As the focus is on rehabilitating offenders, emphasis should also be made on victims & survivors. There should be a focus on the two aspects. If the focus is only on the offenders, the victims and survivors get more hurt and will be unwilling to change.
"You cannot discuss peacebuilding with individuals who haven't healed; who are still battling trauma; who are nursing hate and unforgiveness. It is not possible."
What is the sustainability plan for this project? What happens after the Speak Out Stand Project ends?

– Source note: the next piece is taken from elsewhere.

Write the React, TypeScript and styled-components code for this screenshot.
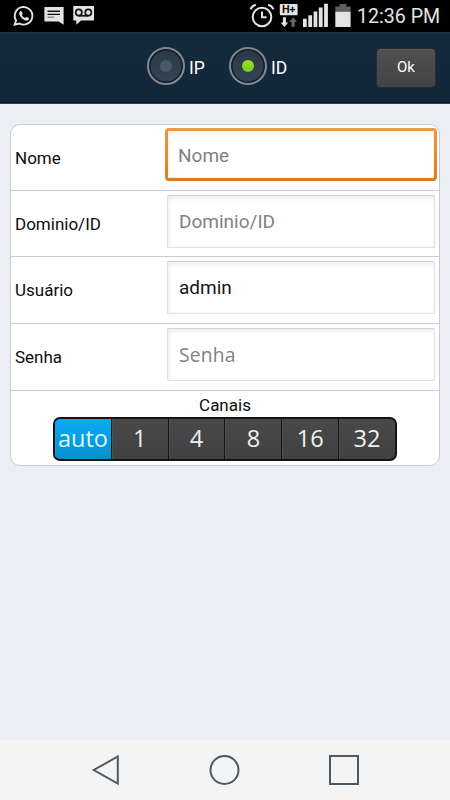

People are beginning to be aware. Some CSOs are already working in this line. The government should be more open to this concept. Policymakers and peacebuilding advocates should introduce counselling into programs. I have been offering counselling and rehabilitation programs to a limited community which will continue after the SUSO project. There will be a need for more contribution in the area.
In addition, I have screenshots to send or verbally tell you that victims of insecurity have openly told me that this is a concept they have never experienced before, that it has helped me, and that it has enabled them to embrace healing. A bomb blast survivor revealed how the project has been able to help him tell his story, which he had never done, and he met other survivors and felt encouraged. Others have also given good reports of what the program has done for them – it reminded them that they are not only; they are not forgotten and ignored.
I met a lady who hates herself because of the scars on her body. During one of our projects, we featured her. She appreciated us. She said she now feels more confident in herself than before, although not the same as before the incident happened. She reports that she is more open to healing.